Mais il y a autre chose que le public ignora. Puisque l’artiste voit en cachette, rien ne lui interdit d’enrichir son catalogue. Le tout étant de faire passer ces œuvres nouvelles pour des compositions d’avant-Grande-Guerre. « Il va commettre des erreurs invraisemblables, reprend André Cariou, amusé. Sur certains de ses dessins de guerre, par exemple, les soldats de 1914 portent des uniformes qui ne sont apparus que plus tard. »

Jean-Julien Lemordant
la presse américaine va suivre de près la tournée de jean-julien Lemordant aux États-Unis en 1919.
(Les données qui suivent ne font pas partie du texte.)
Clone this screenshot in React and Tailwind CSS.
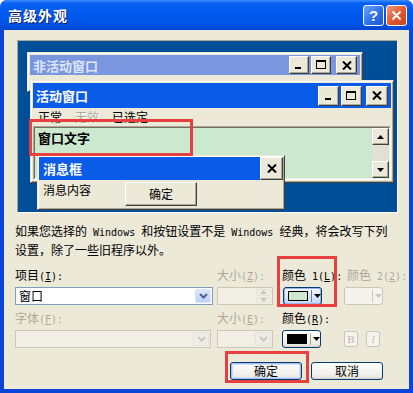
import React from 'react';

const CJK = "font-['Noto_Sans_CJK_SC','Noto_Sans',sans-serif]";

function L({ children }) {
  return <span className="font-['DejaVu_Sans_Mono',monospace] text-[10px]">{children}</span>;
}

function Glyph({ kind }) {
  if (kind === 'min')
    return (
      <svg width="10" height="10" viewBox="0 0 10 10">
        <rect x="1" y="7" width="6" height="2" fill="#000" />
      </svg>
    );
  if (kind === 'max')
    return (
      <svg width="11" height="10" viewBox="0 0 11 10">
        <rect x="0.5" y="0.5" width="9" height="8" fill="none" stroke="#000" />
        <rect x="0" y="0" width="10" height="2" fill="#000" />
      </svg>
    );
  return (
    <svg width="10" height="9" viewBox="0 0 10 9">
      <path d="M1 0.5 L9 8.5 M9 0.5 L1 8.5" stroke="#000" strokeWidth="2" />
    </svg>
  );
}

function CapBtn({ kind, className }) {
  return (
    <div className={`flex items-center justify-center bg-[#ECE9D8] border border-t-white border-l-white border-r-[#404040] border-b-[#404040] shadow-[inset_-1px_-1px_0_#ACA899] ${className}`}>
      <Glyph kind={kind} />
    </div>
  );
}

function Chevron({ color }) {
  return (
    <svg width="9" height="6" viewBox="0 0 9 6">
      <path d="M1 1 L4.5 4.5 L8 1" fill="none" stroke={color} strokeWidth="2" />
    </svg>
  );
}

function Combo({ text, disabled, className }) {
  return (
    <div className={`h-[18px] flex items-stretch border p-[1px] ${disabled ? 'border-[#C9C7BA] bg-[#F0EEE5]' : 'border-[#7F9DB9] bg-white'} ${className}`}>
      <span className="flex-1 pl-[2px] text-[12px] leading-[14px] text-black">{text}</span>
      <div className={`w-[16px] flex items-center justify-center rounded-[2px] border ${disabled ? 'border-[#E4E2D8] bg-[#EEEDE6]' : 'border-[#D8E3FD] bg-[linear-gradient(180deg,#DCE7FE_0%,#BDD0FB_100%)]'}`}>
        <Chevron color={disabled ? '#C9C7BA' : '#4D6185'} />
      </div>
    </div>
  );
}

function Arrow({ up, color = '#000' }) {
  return (
    <svg width="7" height="4" viewBox="0 0 7 4">
      <path d={up ? 'M0 4 L3.5 0 L7 4 Z' : 'M0 0 L3.5 4 L7 0 Z'} fill={color} />
    </svg>
  );
}

function ScrollBtn({ up }) {
  return (
    <div className="h-[17px] flex items-center justify-center bg-[#ECE9D8] border border-t-white border-l-white border-r-[#404040] border-b-[#404040] shadow-[inset_-1px_-1px_0_#ACA899]">
      <Arrow up={up} />
    </div>
  );
}

function Label({ children, grey, className = '' }) {
  return (
    <div className={`h-[13px] leading-[13px] text-[12px] whitespace-nowrap ${grey ? 'text-[#ACA899]' : 'text-black'} ${className}`}>
      {children}
    </div>
  );
}

export default function App() {
  return (
    <div className={`relative w-[413px] h-[393px] overflow-hidden flex flex-col bg-[#0A44D8] rounded-t-[7px] ${CJK}`}>
      {/* title bar */}
      <div className="h-[30px] shrink-0 flex items-center pl-[8px] pr-[6px] rounded-t-[7px] bg-[linear-gradient(180deg,#3D8FFF_0%,#0A62F2_10%,#0058EE_45%,#0054E6_80%,#0046D2_100%)]">
        <span className="text-white font-bold text-[14px] leading-none tracking-[1px] [text-shadow:1px_1px_0_#0A1E6A]">高级外观</span>
        <div className="ml-auto flex gap-[2px]">
          <div className="w-[21px] h-[21px] rounded-[3px] border border-white bg-[linear-gradient(135deg,#6AA6FF_0%,#2A6BE8_60%,#1D58D8_100%)] flex items-center justify-center text-white font-bold text-[15px] leading-none font-['Liberation_Sans',sans-serif]">?</div>
          <div className="w-[21px] h-[21px] rounded-[3px] border border-white bg-[linear-gradient(135deg,#F29A7C_0%,#E0562E_55%,#C8401B_100%)] flex items-center justify-center">
            <svg width="11" height="11" viewBox="0 0 11 11">
              <path d="M1.5 1.5 L9.5 9.5 M9.5 1.5 L1.5 9.5" stroke="#fff" strokeWidth="2" />
            </svg>
          </div>
        </div>
      </div>

      {/* body */}
      <div className="flex-1 mx-[4px] mb-[4px] bg-[#ECE9D8] flex flex-col overflow-hidden">
        {/* preview desktop */}
        <div className="mt-[10px] ml-[13px] w-[381px] h-[173px] shrink-0 relative border border-t-[#ACA899] border-l-[#ACA899] border-r-white border-b-white bg-[#004E98]">
          {/* inactive window */}
          <div className="absolute left-[9px] top-[11px] w-[336px] h-[40px] bg-[#ECE9D8] border border-t-[#ECE9D8] border-l-[#ECE9D8] border-r-[#404040] border-b-[#404040] shadow-[inset_1px_1px_0_white,inset_-1px_-1px_0_#ACA899] p-[2px]">
            <div className="h-[20px] bg-[#7A96DF] flex items-center pl-[3px] pr-[3px]">
              <span className="text-[#DCE5F8] font-bold text-[13px] leading-none">非活动窗口</span>
              <div className="ml-auto flex items-center">
                <CapBtn kind="min" className="w-[20px] h-[18px]" />
                <CapBtn kind="max" className="w-[20px] h-[18px] ml-[2px]" />
                <CapBtn kind="close" className="w-[21px] h-[18px] ml-[5px]" />
              </div>
            </div>
          </div>

          {/* active window */}
          <div className="absolute left-[12px] top-[39px] w-[364px] h-[103px] bg-[#ECE9D8] border border-t-[#ECE9D8] border-l-[#ECE9D8] border-r-[#404040] border-b-[#404040] shadow-[inset_1px_1px_0_white,inset_-1px_-1px_0_#ACA899] p-[2px] flex flex-col">
            <div className="h-[25px] shrink-0 bg-[#0A5CE8] flex items-center pl-[3px] pr-[3px]">
              <span className="text-white font-bold text-[13px] leading-none">活动窗口</span>
              <div className="ml-auto flex items-center">
                <CapBtn kind="min" className="w-[21px] h-[20px]" />
                <CapBtn kind="max" className="w-[21px] h-[20px] ml-[2px]" />
                <CapBtn kind="close" className="w-[22px] h-[20px] ml-[4px]" />
              </div>
            </div>
            <div className="h-[18px] shrink-0 flex items-center pl-[5px] gap-[13px] text-[12px] leading-none">
              <span className="text-black">正常</span>
              <span className="text-[#ACA899] [text-shadow:1px_1px_0_white]">无效</span>
              <span className="text-black">已选定</span>
            </div>
            <div className="flex-1 border border-t-[#ACA899] border-l-[#ACA899] border-r-white border-b-white">
              <div className="h-full flex border border-t-[#716F64] border-l-[#716F64] border-r-[#F1EFE2] border-b-[#F1EFE2] bg-[#CCE8CF]">
                <div className="flex-1 pl-[3px] pt-[2px] text-[13px] font-bold leading-[16px] text-black">窗口文字</div>
                <div className="w-[17px] flex flex-col bg-[#E2DFD4]">
                  <ScrollBtn up />
                  <div className="flex-1" />
                  <ScrollBtn />
                </div>
              </div>
            </div>
          </div>

          {/* message box */}
          <div className="absolute left-[19px] top-[114px] w-[248px] h-[55px] bg-[#ECE9D8] border border-t-[#ECE9D8] border-l-[#ECE9D8] border-r-[#404040] border-b-[#404040] shadow-[inset_1px_1px_0_white,inset_-1px_-1px_0_#ACA899] p-[1px] flex flex-col">
            <div className="h-[23px] shrink-0 bg-[#0A5CE8] flex items-center pl-[4px]">
              <span className="text-white font-bold text-[13px] leading-none">消息框</span>
              <CapBtn kind="close" className="ml-auto w-[23px] h-[23px]" />
            </div>
            <div className="flex-1 flex items-start pl-[4px] pt-[1px]">
              <span className="text-[12px] leading-[18px] text-black">消息内容</span>
              <div className="ml-[34px] mt-[1px] w-[72px] h-[24px] flex items-center justify-center text-[12px] text-black bg-[#ECE9D8] border border-t-white border-l-white border-r-[#404040] border-b-[#404040] shadow-[inset_-1px_-1px_0_#ACA899]">确定</div>
            </div>
          </div>
        </div>

        {/* description */}
        <div className="mt-[9px] ml-[11px] text-[12px] leading-[17px] whitespace-nowrap text-black">
          如果您选择的<L> Windows </L>和按钮设置不是<L> Windows </L>经典，将会改写下列
          <br />
          设置，除了一些旧程序以外。
        </div>

        {/* item grid */}
        <div className="mt-[10px] ml-[11px] grid grid-cols-[202px_65px_62px_60px] gap-y-[6px]">
          <div className="flex flex-col gap-[6px]">
            <Label>项目<L>(<span className="underline">I</span>):</L></Label>
            <Combo text="窗口" className="w-[198px]" />
          </div>
          <div className="flex flex-col gap-[6px]">
            <Label grey>大小<L>(<span className="underline">Z</span>):</L></Label>
            <div className="w-[56px] h-[18px] flex border border-[#C9C7BA] bg-[#F0EEE5] p-[1px]">
              <div className="flex-1" />
              <div className="w-[15px] flex flex-col gap-[1px]">
                <div className="flex-1 flex items-center justify-center rounded-[2px] bg-[#EEEDE6] border border-[#E4E2D8]"><Arrow up color="#C9C7BA" /></div>
                <div className="flex-1 flex items-center justify-center rounded-[2px] bg-[#EEEDE6] border border-[#E4E2D8]"><Arrow color="#C9C7BA" /></div>
              </div>
            </div>
          </div>
          <div className="flex flex-col gap-[6px]">
            <Label>颜色<L> 1(<span className="underline">L</span>):</L></Label>
            <div className="ml-[1px] w-[39px] h-[18px] rounded-[3px] border border-[#003C74] bg-[linear-gradient(180deg,#F4F7FE_0%,#C6D7FA_100%)] shadow-[inset_0_0_0_1px_#98B4F0] flex items-center pl-[4px]">
              <div className="w-[21px] h-[10px] border border-black bg-[#CCE8CF]" />
              <div className="ml-[3px] w-px h-[12px] bg-[#6E7C96]" />
              <div className="ml-[2px]"><Arrow color="#000" /></div>
            </div>
          </div>
          <div className="flex flex-col gap-[6px]">
            <Label grey className="ml-[3px]">颜色<L> 2(<span className="underline">2</span>):</L></Label>
            <div className="w-[39px] h-[18px] rounded-[3px] border border-[#C9C7BA] bg-[#F4F3EE] flex items-center pl-[4px]">
              <div className="w-[21px] h-[10px]" />
              <div className="ml-[3px] w-px h-[12px] bg-[#C9C7BA]" />
              <div className="ml-[2px]"><Arrow color="#C9C7BA" /></div>
            </div>
          </div>

          <div className="flex flex-col gap-[6px]">
            <Label grey>字体<L>(<span className="underline">F</span>):</L></Label>
            <Combo disabled text="" className="w-[196px]" />
          </div>
          <div className="flex flex-col gap-[6px]">
            <Label grey>大小<L>(<span className="underline">E</span>):</L></Label>
            <Combo disabled text="" className="w-[56px]" />
          </div>
          <div className="flex flex-col gap-[6px]">
            <Label>颜色<L>(<span className="underline">R</span>):</L></Label>
            <div className="w-[39px] h-[18px] rounded-[3px] border border-[#003C74] bg-[linear-gradient(180deg,#FFFFFF_0%,#ECEBE6_80%,#D8D4CA_100%)] flex items-center pl-[4px]">
              <div className="w-[21px] h-[10px] border border-black bg-black" />
              <div className="ml-[3px] w-px h-[12px] bg-[#ACA899]" />
              <div className="ml-[2px]"><Arrow color="#000" /></div>
            </div>
          </div>
          <div className="flex flex-col gap-[6px]">
            <div className="h-[13px]" />
            <div className="h-[18px] flex items-center gap-[8px]">
              <div className="w-[14px] h-[16px] rounded-[2px] border border-[#C9C7BA] bg-[#F4F3EE] flex items-center justify-center text-[11px] font-bold leading-none text-[#C9C7BA] font-['Liberation_Serif',serif]">B</div>
              <div className="w-[14px] h-[16px] rounded-[2px] border border-[#C9C7BA] bg-[#F4F3EE] flex items-center justify-center text-[11px] italic leading-none text-[#C9C7BA] font-['Liberation_Serif',serif]">I</div>
            </div>
          </div>
        </div>

        {/* dialog buttons */}
        <div className="mt-[14px] flex justify-end pr-[26px] gap-[9px]">
          <div className="w-[72px] h-[18px] rounded-[3px] border border-[#003C74] bg-[linear-gradient(180deg,#FFFFFF_0%,#ECEBE6_85%,#D6D0C5_100%)] shadow-[inset_0_0_0_1px_#A9C0F0,inset_0_0_0_2px_#D2DEF9] flex items-center justify-center text-[12px] leading-none text-black">确定</div>
          <div className="w-[72px] h-[18px] rounded-[3px] border border-[#003C74] bg-[linear-gradient(180deg,#FFFFFF_0%,#ECEBE6_85%,#D6D0C5_100%)] flex items-center justify-center text-[12px] leading-none text-black">取消</div>
        </div>
      </div>

      {/* red highlight marks */}
      <div className="absolute left-[29px] top-[119px] w-[164px] h-[37px] border-[3px] border-[#E8403F]" />
      <div className="absolute left-[277px] top-[256px] w-[60px] h-[51px] border-[3px] border-[#E8403F]" />
      <div className="absolute left-[225px] top-[351px] w-[84px] h-[32px] border-[3px] border-[#E8403F]" />
    </div>
  );
}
Lemordant ou la rage de vivre

« Lemordant a dû se débrouiller tout seul très tôt, conclut André Cariou. Il avait le sens de la survie dans l’adversité. Adolescent, c’était déjà un sacré débrouillard. »
C’est cette formidable volonté qui a permis à l’orphelin de Saint-Malo de devenir le riche et influent artiste parisien, un rien mythomane, ami des plus grands. C’est elle aussi qui lui a donné la force de survivre à la guerre et aux blessures civiles (Lemordant a été renversé par une voiture dans les années 1930) pour ne mourir que le 11 juin 1968, à l’âge de 89 ans.

Jean-Julien Lemordant
Ouest-France du 20 juin 1968. © Ouest-France

(1) Décor acquis par la Ville des Quimper et reconstitué au musée des Beaux-Arts.